Obama Signs Wall Street Reform

Written by FrumForum News on Wednesday July 21, 2010

President Obama has signed the financial reform bill into law:

Almost two years after a near-collapse of the American economy, President Barack Obama signed into law a historic rewrite of the regulations governing the nation’s financial system, declaring the end to an era of antiquated rules that left Americans vulnerable.

Obama described the law as a triumph for consumers and a necessity for business, saying the financial system “only works – our markets are only free – when there are clear rules and basic safeguards that prevent abuse, that check excess, that ensure that it is more profitable to play by the rules than to game the system.”

“And that is what these reforms are designed to achieve: no more, no less,” Obama said during the ceremony at the Ronald Reagan Building “Because that is how we will ensure that our economy works for consumers, that it works for investors, that it works for financial institutions - that it works for all of us.”

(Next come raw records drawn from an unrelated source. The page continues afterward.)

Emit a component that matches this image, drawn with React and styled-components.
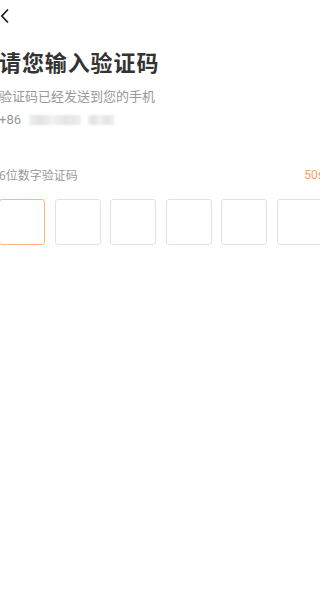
import React from 'react';
import styled, { createGlobalStyle } from 'styled-components';

const GlobalStyle = createGlobalStyle`
  html, body {
    margin: 0;
    padding: 0;
    background: #ffffff;
    overflow: hidden;
  }
  body {
    font-family: "Noto Sans CJK SC", "Noto Sans", sans-serif;
  }
`;

const Page = styled.div`
  width: 340px;
  height: 590px;
  margin-left: -1px;
  display: flex;
  flex-direction: column;
  background: #fff;
`;

const NavBar = styled.div`
  height: 32px;
  display: flex;
  align-items: center;
`;

const BackButton = styled.button`
  border: none;
  background: none;
  padding: 0 0 0 1px;
  margin-top: -1px;
  display: flex;
  align-items: center;
  cursor: pointer;
`;

const Title = styled.h1`
  margin: 13px 0 0;
  font-size: 22px;
  line-height: 32px;
  font-weight: 700;
  color: #333333;
  letter-spacing: 0.9px;
`;

const Hint = styled.p`
  margin: 9px 0 0;
  font-size: 13px;
  line-height: 20px;
  color: #999999;
`;

const PhoneRow = styled.div`
  display: flex;
  align-items: center;
  height: 22px;
  margin-top: 2px;
  font-family: "Roboto", "Noto Sans", sans-serif;
  font-size: 13px;
  color: #999999;
`;

const Masked = styled.span`
  display: inline-block;
  width: ${p => p.$w}px;
  height: 10px;
  margin-left: ${p => p.$gap}px;
  margin-top: 1px;
  background: linear-gradient(90deg, #f0f0f0 0%, #e2e2e2 20%, #f2f2f2 45%, #e4e4e4 70%, #efefef 100%);
  filter: blur(1.2px);
`;

const CodeHeader = styled.div`
  margin-top: 36px;
  display: flex;
  justify-content: space-between;
  align-items: center;
  padding-right: 15px;
  font-size: 12px;
  line-height: 18px;
  color: #999999;
`;

const Countdown = styled.span`
  color: #ff9d5c;
  font-family: "Roboto", "Noto Sans", sans-serif;
`;

const Boxes = styled.div`
  margin-top: 15px;
  display: flex;
  gap: 9.5px;
`;

const Box = styled.div`
  box-sizing: border-box;
  width: 46px;
  height: 46px;
  flex: none;
  border-radius: 3px;
  border: 1px solid ${p => (p.$active ? '#ffb486' : '#e3e3e3')};
  background: #fff;
`;

export default function App() {
  return (
    <>
      <GlobalStyle />
      <Page>
        <NavBar>
          <BackButton aria-label="返回">
            <svg width="10" height="16" viewBox="0 0 10 16">
              <path d="M8 1.5 L1.8 8 L8 14.5" fill="none" stroke="#111" strokeWidth="1.6" />
            </svg>
          </BackButton>
        </NavBar>
        <Title>请您输入验证码</Title>
        <Hint>验证码已经发送到您的手机</Hint>
        <PhoneRow>
          +86
          <Masked $w={52} $gap={8} />
          <Masked $w={26} $gap={7} />
        </PhoneRow>
        <CodeHeader>
          <span>6位数字验证码</span>
          <Countdown>50s</Countdown>
        </CodeHeader>
        <Boxes>
          {[0, 1, 2, 3, 4, 5].map(i => (
            <Box key={i} $active={i === 0} />
          ))}
        </Boxes>
      </Page>
    </>
  );
}
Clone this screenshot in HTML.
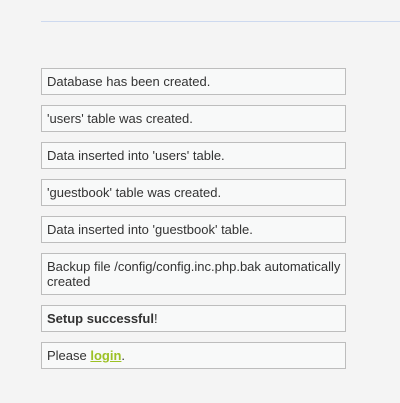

But as he celebrated his second major legislative victory since taking office, Obama is already under pressure from progressives, who were disappointed with the bill, to appoint an aggressive consumer advocate to run the new consumer protection bureau.

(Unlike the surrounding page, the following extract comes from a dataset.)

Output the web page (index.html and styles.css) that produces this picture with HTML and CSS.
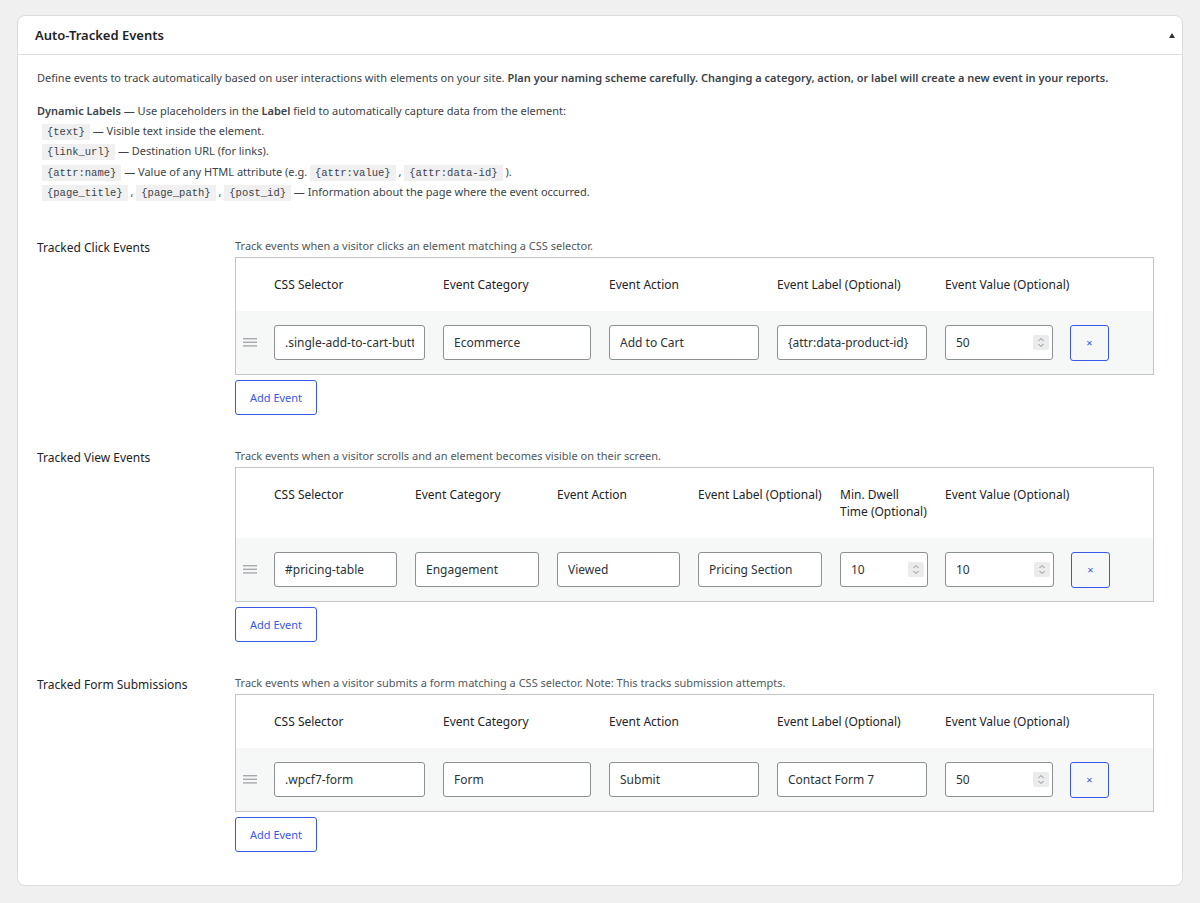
FILE: index.html
```html
<!DOCTYPE html>
<html lang="en">
<head>
    <meta charset="UTF-8">
    <meta name="viewport" content="width=device-width, initial-scale=1.0">
    <title>Auto-Tracked Events</title>
    <link rel="stylesheet" href="styles.css">
</head>
<body>
    <div class="postbox">
        <div class="postbox-header">
            <h2>Auto-Tracked Events</h2>
            <span class="toggle-arrow"></span>
        </div>

        <div class="inside">
            <p class="intro">Define events to track automatically based on user interactions with elements on your site. <strong>Plan your naming scheme carefully. Changing a category, action, or label will create a new event in your reports.</strong></p>

            <div class="dynamic-labels">
                <p><strong>Dynamic Labels</strong> — Use placeholders in the <strong>Label</strong> field to automatically capture data from the element:</p>
                <div class="ph-line"><code>{text}</code> — Visible text inside the element.</div>
                <div class="ph-line"><code>{link_url}</code> — Destination URL (for links).</div>
                <div class="ph-line"><code>{attr:name}</code> — Value of any HTML attribute (e.g. <code>{attr:value}</code> , <code>{attr:data-id}</code> ).</div>
                <div class="ph-line"><code>{page_title}</code> , <code>{page_path}</code> , <code>{post_id}</code> — Information about the page where the event occurred.</div>
            </div>

            <!-- Click events -->
            <div class="field-row first">
                <div class="field-label">Tracked Click Events</div>
                <div class="field-body">
                    <p class="description">Track events when a visitor clicks an element matching a CSS selector.</p>
                    <div class="events-table cols-5">
                        <div class="events-head">
                            <span></span>
                            <span>CSS Selector</span>
                            <span>Event Category</span>
                            <span>Event Action</span>
                            <span>Event Label (Optional)</span>
                            <span>Event Value (Optional)</span>
                            <span></span>
                        </div>
                        <div class="events-row">
                            <span class="drag-handle"><svg width="14" height="9" viewBox="0 0 14 9"><rect y="0" width="14" height="1.4"/><rect y="3.6" width="14" height="1.4"/><rect y="7.2" width="14" height="1.4"/></svg></span>
                            <span><input type="text" value=".single-add-to-cart-button"></span>
                            <span><input type="text" value="Ecommerce"></span>
                            <span><input type="text" value="Add to Cart"></span>
                            <span><input type="text" value="{attr:data-product-id}"></span>
                            <span class="num-field"><input type="number" value="50"><span class="spin"><svg width="16" height="15" viewBox="0 0 16 15"><path d="M5.5 6 L8 3.5 L10.5 6 M5.5 9 L8 11.5 L10.5 9"/></svg></span></span>
                            <span><button class="remove-row" type="button">×</button></span>
                        </div>
                    </div>
                    <button class="add-event" type="button">Add Event</button>
                </div>
            </div>

            <!-- View events -->
            <div class="field-row">
                <div class="field-label">Tracked View Events</div>
                <div class="field-body">
                    <p class="description">Track events when a visitor scrolls and an element becomes visible on their screen.</p>
                    <div class="events-table cols-6">
                        <div class="events-head">
                            <span></span>
                            <span>CSS Selector</span>
                            <span>Event Category</span>
                            <span>Event Action</span>
                            <span>Event Label (Optional)</span>
                            <span>Min. Dwell<br>Time (Optional)</span>
                            <span>Event Value (Optional)</span>
                            <span></span>
                        </div>
                        <div class="events-row">
                            <span class="drag-handle"><svg width="14" height="9" viewBox="0 0 14 9"><rect y="0" width="14" height="1.4"/><rect y="3.6" width="14" height="1.4"/><rect y="7.2" width="14" height="1.4"/></svg></span>
                            <span><input type="text" value="#pricing-table"></span>
                            <span><input type="text" value="Engagement"></span>
                            <span><input type="text" value="Viewed"></span>
                            <span><input type="text" value="Pricing Section"></span>
                            <span class="num-field"><input type="number" value="10"><span class="spin"><svg width="16" height="15" viewBox="0 0 16 15"><path d="M5.5 6 L8 3.5 L10.5 6 M5.5 9 L8 11.5 L10.5 9"/></svg></span></span>
                            <span class="num-field"><input type="number" value="10"><span class="spin"><svg width="16" height="15" viewBox="0 0 16 15"><path d="M5.5 6 L8 3.5 L10.5 6 M5.5 9 L8 11.5 L10.5 9"/></svg></span></span>
                            <span><button class="remove-row" type="button">×</button></span>
                        </div>
                    </div>
                    <button class="add-event" type="button">Add Event</button>
                </div>
            </div>

            <!-- Form submissions -->
            <div class="field-row">
                <div class="field-label">Tracked Form Submissions</div>
                <div class="field-body">
                    <p class="description">Track events when a visitor submits a form matching a CSS selector. Note: This tracks submission attempts.</p>
                    <div class="events-table cols-5">
                        <div class="events-head">
                            <span></span>
                            <span>CSS Selector</span>
                            <span>Event Category</span>
                            <span>Event Action</span>
                            <span>Event Label (Optional)</span>
                            <span>Event Value (Optional)</span>
                            <span></span>
                        </div>
                        <div class="events-row">
                            <span class="drag-handle"><svg width="14" height="9" viewBox="0 0 14 9"><rect y="0" width="14" height="1.4"/><rect y="3.6" width="14" height="1.4"/><rect y="7.2" width="14" height="1.4"/></svg></span>
                            <span><input type="text" value=".wpcf7-form"></span>
                            <span><input type="text" value="Form"></span>
                            <span><input type="text" value="Submit"></span>
                            <span><input type="text" value="Contact Form 7"></span>
                            <span class="num-field"><input type="number" value="50"><span class="spin"><svg width="16" height="15" viewBox="0 0 16 15"><path d="M5.5 6 L8 3.5 L10.5 6 M5.5 9 L8 11.5 L10.5 9"/></svg></span></span>
                            <span><button class="remove-row" type="button">×</button></span>
                        </div>
                    </div>
                    <button class="add-event" type="button">Add Event</button>
                </div>
            </div>
        </div>
    </div>
</body>
</html>
```

FILE: styles.css
```css
:root {
    --page-bg: #f0f0f1;
    --card-border: #dcdcde;
    --table-border: #c3c4c7;
    --input-border: #8c8f94;
    --text: #1d2327;
    --text-muted: #50575e;
    --accent: #3858e9;
    --row-bg: #f6f7f7;
}

* {
    box-sizing: border-box;
}

body {
    margin: 0;
    padding: 15px 17px;
    background: var(--page-bg);
    color: var(--text);
    font-family: "Segoe UI", "Noto Sans", sans-serif;
    font-size: 12px;
}

.postbox {
    background: #fff;
    border: 1px solid var(--card-border);
    border-radius: 8px;
}

.postbox-header {
    display: flex;
    align-items: center;
    justify-content: space-between;
    height: 39px;
    padding: 0 7px 0 17px;
    border-bottom: 1px solid var(--card-border);
}

.postbox-header h2 {
    margin: 0;
    font-size: 13px;
    font-weight: 600;
}

.toggle-arrow {
    width: 0;
    height: 0;
    border-left: 3.5px solid transparent;
    border-right: 3.5px solid transparent;
    border-bottom: 5px solid #2c3338;
}

.inside {
    padding: 13px 28px 33px 19px;
}

.intro {
    margin: 0 0 13px;
    font-size: 11px;
    line-height: 20px;
    color: #3c434a;
}

.intro strong,
.dynamic-labels strong {
    font-weight: 600;
}

.dynamic-labels {
    font-size: 11px;
    color: #3c434a;
}

.dynamic-labels p {
    margin: 0;
    line-height: 20px;
}

.ph-line {
    height: 20px;
    line-height: 20px;
    padding-left: 5px;
}

.ph-line + .ph-line {
    margin-top: 0.3px;
}

code {
    font-family: "Liberation Mono", monospace;
    font-size: 10.5px;
    line-height: 14px;
    background: #f0f0f1;
    color: #3c434a;
    padding: 2px 5px;
}

/* Settings rows */
.field-row {
    display: grid;
    grid-template-columns: 198px 1fr;
    margin-top: 32px;
}

.field-row.first {
    margin-top: 35px;
}

.field-label {
    padding-top: 2px;
    line-height: 18px;
}

.description {
    margin: 0 0 2px;
    font-size: 11px;
    line-height: 18px;
    color: var(--text-muted);
}

/* Repeater tables */
.events-table {
    border: 1px solid var(--table-border);
    background: #fff;
}

.events-head,
.events-row {
    display: grid;
}

.cols-5 .events-head,
.cols-5 .events-row {
    grid-template-columns: 38px 169px 166px 168px 168px 125px 1fr;
}

.cols-6 .events-head,
.cols-6 .events-row {
    grid-template-columns: 38px 141px 142px 141px 142px 105px 126px 1fr;
}

.events-head span {
    padding: 18px 0;
    line-height: 17px;
    white-space: nowrap;
    color: var(--text);
}

.events-row {
    align-items: center;
    padding: 14px 0 13px;
    background: var(--row-bg);
}

.drag-handle {
    display: flex;
    padding-left: 7px;
}

.drag-handle svg {
    fill: #a7aaad;
}

.events-row input {
    display: block;
    width: calc(100% - 18px);
    height: 35px;
    padding: 0 10px;
    border: 1px solid var(--input-border);
    border-radius: 3px;
    background: #fff;
    color: #2c3338;
    font-family: inherit;
    font-size: 12px;
}

.num-field {
    position: relative;
    width: calc(100% - 17px);
}

.num-field input {
    width: 100%;
    appearance: textfield;
    -moz-appearance: textfield;
}

.num-field input::-webkit-inner-spin-button,
.num-field input::-webkit-outer-spin-button {
    -webkit-appearance: none;
    margin: 0;
}

.spin {
    position: absolute;
    top: 10px;
    right: 4px;
    width: 16px;
    height: 15px;
    background: #ebebeb;
    border-radius: 2px;
}

.spin svg {
    display: block;
    fill: none;
    stroke: #8c8f94;
    stroke-width: 1;
}

.remove-row {
    display: block;
    width: 39px;
    height: 36px;
    border: 1px solid var(--accent);
    border-radius: 3px;
    background: transparent;
    color: var(--accent);
    font-family: inherit;
    font-size: 11px;
    cursor: pointer;
}

.add-event {
    display: block;
    margin-top: 5px;
    height: 35px;
    padding: 0 14px;
    border: 1px solid var(--accent);
    border-radius: 3px;
    background: #fff;
    color: var(--accent);
    font-family: inherit;
    font-size: 11px;
    cursor: pointer;
}
```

The liberal base has rallied around Elizabeth Warren, a plain-speaking Harvard University law professor who first proposed the idea of a consumer bureau and was in the audience Wednesday. But top administration officials, sensing opposition from Republicans and the business community, have said she is one of several candidates under consideration.

The White House’s reluctance to embrace Warren publicly has prompted some congressional Democrats and labor powerhouses such as the AFL-CIO and SEIU to launch impromptu campaigns on her behalf.

In his speech Wednesday, Obama said the consumer bureau would be led by a “watchdog with just one job: looking out for people - not big banks, not lenders, not investment houses - in the financial system.”

Obama signed the bill after months of debate that led to hopes of producing a strong bipartisan measure, but in the end it barely squeaked by in the Senate with a handful of Republican votes. Most Republicans argued the bill failed to address the root cause of the 2008 financial crisis – namely the lending policies at mortgage giant Fannie Mae and Freddie Mac – and that the reforms would force financial firms to move jobs overseas.